Da parte sua, il presidente Raúl Castro ha affermato di essere assolutamente ben disposto ad accogliere tutte le proposte della Casa bianca per migliorare le relazioni con l’isola e ridurre l’aggressività dell’embargo Usa. Anche se ha messo in chiaro che Cuba non rinuncerà a mantenere la propria linea politica e a difendere le conquiste del «socialismo cubano». «Non vedo perché dovremmo rifiutare tutto quello che di positivo venga dagli Stati Uniti, soprattutto misure concrete per ridurre il bloqueo (blocco economico)» ha dichiarato Josefina Vidal, responsabile del Dipartimento Stati Uniti del ministero degli Esteri cubano. «Quali saranno i tempi e i modi, lo decideremo dopo che ci verranno comunicati gli atti concreti decisi dagli Stati Uniti per rendere effettive le misure annunciate» dal presidente Obama. Alle critiche e accuse avanzate da molti oppositori del governo cubano, sia all’interno che all’esterno dell’isola, ovvero che le sanzioni contro Cuba sono usate «dai Castro come scusa per giustificare sia i sacrifici e le restrizioni imposti alla popolazione, sia l’inefficienza del governo», Vidal risponde con fermezza: «Smettano la scusa (ovvero l’embargo, ndr) e ci mettano alla prova».

Ed è proprio questa la sensazione che si avverte nelle vie dell’Avana, oltre che nelle conversazioni con conoscenti: la voglia di «mettersi alla prova». Le riforme – «attualizzazione del socialismo cubano», secondo la formula ufficiale – economico sociali varate dal governo hanno aperto la strada all’iniziativa privata: in poco più di un anno i cuentapropistas sono passati da poche decine di migliaia a più di quattrocentomila unità. Nella grande maggioranza si tratta di microimprese nel settore dei servizi, alimentazione e trasporto soprattutto. Ma con le nuove leggi che permettono di formare cooperative non agricole e soprattutto con l’apertura agli investimenti esteri, si mettono le basi per dare maggiore peso al settore produttivo non statale.

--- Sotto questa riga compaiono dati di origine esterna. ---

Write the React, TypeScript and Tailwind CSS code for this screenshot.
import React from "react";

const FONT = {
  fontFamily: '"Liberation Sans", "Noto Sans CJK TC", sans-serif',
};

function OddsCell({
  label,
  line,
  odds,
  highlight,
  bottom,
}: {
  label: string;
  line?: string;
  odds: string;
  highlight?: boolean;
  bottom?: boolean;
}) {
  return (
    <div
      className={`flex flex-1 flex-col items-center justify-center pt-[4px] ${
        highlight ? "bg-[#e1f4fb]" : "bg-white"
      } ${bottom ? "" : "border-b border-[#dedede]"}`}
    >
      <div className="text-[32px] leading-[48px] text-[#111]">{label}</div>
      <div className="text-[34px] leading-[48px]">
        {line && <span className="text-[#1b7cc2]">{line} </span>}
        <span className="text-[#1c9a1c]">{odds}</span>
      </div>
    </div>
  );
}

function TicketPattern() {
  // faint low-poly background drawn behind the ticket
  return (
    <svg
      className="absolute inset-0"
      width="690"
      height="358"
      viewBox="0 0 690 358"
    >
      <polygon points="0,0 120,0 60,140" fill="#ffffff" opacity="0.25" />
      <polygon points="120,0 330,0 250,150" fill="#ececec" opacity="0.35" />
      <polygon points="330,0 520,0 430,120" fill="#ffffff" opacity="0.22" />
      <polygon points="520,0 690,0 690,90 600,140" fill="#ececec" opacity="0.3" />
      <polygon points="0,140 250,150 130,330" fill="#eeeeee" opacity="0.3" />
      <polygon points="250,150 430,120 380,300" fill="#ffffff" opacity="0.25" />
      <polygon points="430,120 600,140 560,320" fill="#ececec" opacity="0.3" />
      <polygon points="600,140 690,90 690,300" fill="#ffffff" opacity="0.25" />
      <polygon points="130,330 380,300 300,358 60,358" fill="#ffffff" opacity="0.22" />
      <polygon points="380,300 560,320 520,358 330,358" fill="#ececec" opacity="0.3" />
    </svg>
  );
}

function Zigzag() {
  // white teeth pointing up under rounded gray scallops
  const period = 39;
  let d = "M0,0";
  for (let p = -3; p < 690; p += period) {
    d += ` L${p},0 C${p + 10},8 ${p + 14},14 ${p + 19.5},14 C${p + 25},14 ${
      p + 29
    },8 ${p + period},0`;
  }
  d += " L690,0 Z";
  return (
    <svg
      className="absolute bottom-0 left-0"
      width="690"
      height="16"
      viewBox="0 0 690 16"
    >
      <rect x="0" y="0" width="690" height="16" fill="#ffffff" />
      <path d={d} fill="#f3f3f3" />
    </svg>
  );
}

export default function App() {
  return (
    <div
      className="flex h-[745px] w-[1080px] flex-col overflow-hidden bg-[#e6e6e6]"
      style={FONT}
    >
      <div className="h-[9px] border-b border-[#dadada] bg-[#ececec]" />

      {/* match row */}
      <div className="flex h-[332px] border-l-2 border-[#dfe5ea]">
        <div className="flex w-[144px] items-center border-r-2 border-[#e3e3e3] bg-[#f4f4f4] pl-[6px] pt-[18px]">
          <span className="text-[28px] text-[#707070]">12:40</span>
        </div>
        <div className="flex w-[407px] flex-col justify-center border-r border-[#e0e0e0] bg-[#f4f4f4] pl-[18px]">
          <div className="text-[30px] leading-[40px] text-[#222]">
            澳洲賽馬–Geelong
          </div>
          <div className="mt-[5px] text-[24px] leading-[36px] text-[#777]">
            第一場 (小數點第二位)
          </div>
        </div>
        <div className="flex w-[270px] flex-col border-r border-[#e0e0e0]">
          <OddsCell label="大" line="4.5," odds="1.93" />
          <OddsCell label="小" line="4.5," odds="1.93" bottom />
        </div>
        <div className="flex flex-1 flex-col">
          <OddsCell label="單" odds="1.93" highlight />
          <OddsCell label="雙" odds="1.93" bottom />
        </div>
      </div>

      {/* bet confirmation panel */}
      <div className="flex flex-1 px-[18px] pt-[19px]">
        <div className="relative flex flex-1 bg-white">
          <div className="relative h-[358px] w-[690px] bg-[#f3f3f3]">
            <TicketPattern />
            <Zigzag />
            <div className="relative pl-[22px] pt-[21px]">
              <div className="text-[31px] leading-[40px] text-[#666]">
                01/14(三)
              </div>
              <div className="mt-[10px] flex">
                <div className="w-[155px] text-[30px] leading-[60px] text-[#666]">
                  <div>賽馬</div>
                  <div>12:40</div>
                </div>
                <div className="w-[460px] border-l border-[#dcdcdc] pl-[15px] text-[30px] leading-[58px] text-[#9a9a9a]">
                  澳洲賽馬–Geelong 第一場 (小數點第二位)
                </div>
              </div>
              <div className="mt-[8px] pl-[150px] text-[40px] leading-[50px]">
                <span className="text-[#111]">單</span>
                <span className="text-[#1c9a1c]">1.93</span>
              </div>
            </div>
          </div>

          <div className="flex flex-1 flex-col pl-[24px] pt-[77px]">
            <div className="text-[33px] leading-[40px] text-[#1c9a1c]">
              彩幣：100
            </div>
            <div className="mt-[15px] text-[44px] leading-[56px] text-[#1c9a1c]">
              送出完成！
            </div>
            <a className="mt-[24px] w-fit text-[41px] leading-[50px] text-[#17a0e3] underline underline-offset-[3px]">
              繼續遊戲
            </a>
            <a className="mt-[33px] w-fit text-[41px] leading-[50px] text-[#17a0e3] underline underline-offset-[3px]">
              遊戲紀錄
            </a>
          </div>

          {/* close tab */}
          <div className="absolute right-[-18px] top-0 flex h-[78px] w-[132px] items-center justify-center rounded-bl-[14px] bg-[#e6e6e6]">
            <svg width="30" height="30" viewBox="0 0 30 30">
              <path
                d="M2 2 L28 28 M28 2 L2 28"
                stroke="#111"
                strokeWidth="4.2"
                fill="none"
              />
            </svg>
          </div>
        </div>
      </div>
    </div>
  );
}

Le misure annunciate da Obama – aumento del flusso delle rimesse dei cubano-americani, facilitazioni per il turismo Usa – promettono di dare un forte impulso all’iniziativa privata anche nel settore turistico – strategico per Cuba -, nella costruzione-ristrutturazione di case, nella produzione e trasformazione di prodotti agricoli. Inoltre, il presidente nordamericano ha promesso di favorire un libero flusso di informazioni verso l’isola, autorizzando nuove connessioni di telecomunicazione – internet compresa – e permettendo un maggior accesso per i cubani alla tecnologia statunitense.

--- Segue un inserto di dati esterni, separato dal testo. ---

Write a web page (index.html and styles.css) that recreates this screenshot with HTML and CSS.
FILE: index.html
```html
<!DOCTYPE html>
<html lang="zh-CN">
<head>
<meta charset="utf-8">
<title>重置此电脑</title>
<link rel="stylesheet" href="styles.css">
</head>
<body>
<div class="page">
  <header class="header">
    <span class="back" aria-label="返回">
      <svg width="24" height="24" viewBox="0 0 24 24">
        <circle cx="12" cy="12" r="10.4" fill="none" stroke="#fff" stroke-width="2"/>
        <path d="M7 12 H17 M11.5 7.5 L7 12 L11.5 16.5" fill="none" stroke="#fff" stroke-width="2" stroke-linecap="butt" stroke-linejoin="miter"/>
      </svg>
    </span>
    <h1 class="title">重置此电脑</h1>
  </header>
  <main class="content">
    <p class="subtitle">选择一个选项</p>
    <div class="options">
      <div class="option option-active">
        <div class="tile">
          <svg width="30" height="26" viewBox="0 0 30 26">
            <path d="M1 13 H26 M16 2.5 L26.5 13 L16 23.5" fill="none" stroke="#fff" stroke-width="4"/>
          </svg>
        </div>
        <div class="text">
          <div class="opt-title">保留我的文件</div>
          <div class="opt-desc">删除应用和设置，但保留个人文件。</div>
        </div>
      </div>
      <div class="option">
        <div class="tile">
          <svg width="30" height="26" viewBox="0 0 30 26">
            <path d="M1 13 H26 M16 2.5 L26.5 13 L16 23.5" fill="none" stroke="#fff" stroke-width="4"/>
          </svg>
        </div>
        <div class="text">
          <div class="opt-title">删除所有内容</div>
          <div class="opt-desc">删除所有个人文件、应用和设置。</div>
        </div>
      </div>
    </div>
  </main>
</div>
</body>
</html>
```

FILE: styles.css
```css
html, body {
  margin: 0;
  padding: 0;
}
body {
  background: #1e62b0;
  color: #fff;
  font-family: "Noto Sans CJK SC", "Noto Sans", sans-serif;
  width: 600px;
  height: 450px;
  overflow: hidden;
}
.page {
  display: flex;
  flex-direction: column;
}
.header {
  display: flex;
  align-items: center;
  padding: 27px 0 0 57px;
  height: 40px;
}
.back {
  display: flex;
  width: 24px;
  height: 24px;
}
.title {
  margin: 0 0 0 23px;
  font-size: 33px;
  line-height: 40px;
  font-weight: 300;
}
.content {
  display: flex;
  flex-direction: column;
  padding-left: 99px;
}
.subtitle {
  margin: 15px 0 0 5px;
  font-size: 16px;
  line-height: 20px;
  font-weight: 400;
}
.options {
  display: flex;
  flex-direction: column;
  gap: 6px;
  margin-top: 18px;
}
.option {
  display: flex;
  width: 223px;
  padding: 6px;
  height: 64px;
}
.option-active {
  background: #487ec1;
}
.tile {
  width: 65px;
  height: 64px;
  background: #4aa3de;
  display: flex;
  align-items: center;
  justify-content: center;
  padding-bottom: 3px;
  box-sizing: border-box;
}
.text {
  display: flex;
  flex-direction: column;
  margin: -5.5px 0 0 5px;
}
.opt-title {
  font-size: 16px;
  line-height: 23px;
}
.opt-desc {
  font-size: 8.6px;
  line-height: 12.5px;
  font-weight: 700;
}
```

Misure, queste, attese soprattutto dai giovani cubani ai quali l’isolamento di Cuba e le «conseguenti» restrizioni imposte dal governo vanno sempre più stretti. Tanto che la maggioranza di loro – almeno fino ad oggi- aspira e emigrare dall’isola come unica, seppur radicale, possibilità di rompere questa cappa di immobilismo. Il «regalo» di Obama per loro è una boccata di ossigeno. Il «paradiso» della comunicazione e dell’informatica – ma più in generale della creatività giovanile – non è più solo «terra ostile del capitalismo». Così la pensa Marcelo, ventenne studente di informatica che si barcamena lavorando por cuenta propria – come tecnico di computer ma soprattutto pirateando film, novelas, corsi di lingue ecc. che rivende per pochi pesos convertibili. Nello schermo del suo computer si vede l’immagine di San Lázaro che mette una mano sulla spalla di Obama con una scritta: «Sirve», Obama funziona. Da arcinemco, il presidente americano si sta convertendo in una nuova icona, giovanile e non. San Lázaro- Babalù Ayè è infatti la divinità della santeria (la religione afro-cubana) che tradizionalmente si associa alle guarigioni miracolose, dunque alla speranza di miglioramenti.

«Il discorso con cui Obama ha annunciato la fine del blocco diplomatico è stato non solo più emotivo, ma anche meglio costruito e argomentato di quello di Raúl» sostiene lo scrittore Carlos Emanuel Alvarez. «Obama ha citato Martí, ha parlato in spagnolo – somos todos americanos – ha analizzato il ruolo dei cubani negli Usa». Insomma, era impegnato a convincere, non solo a dare un annuncio, come ha fatto il presidente cubano, presentatosi sugli schermi «in divisa da generale, in un ufficio semioscuro che sembrava un bunker».

Anche nel linguaggio ufficiale sono evidenti i cambiamenti di tono. Nella Mesa redonda – programma televisivo di commento dei fatti salienti e culla dell’«ortodossia fidelista» – dedicata alla fine del muro diplomatico, il presidente Obama è stato più volte indicato non come il leader dell’imperialismo nordamericano o similia, ma come «el vecino», il vicino di casa. Un cambio radicale che ad un certo punto una delle giornaliste che partecipavano si è sentita in dovere di giustificare. «Non si tratta – ha detto – del tradimento nei confronti dei termini usati in precedenza (per indicare Obama, ndr), proprio perché le nostre battaglie degli anni passati hanno permesso di giungere alla situazione attuale». Come dar torto a chi a Cuba parla di un’incipiente «Obamamania».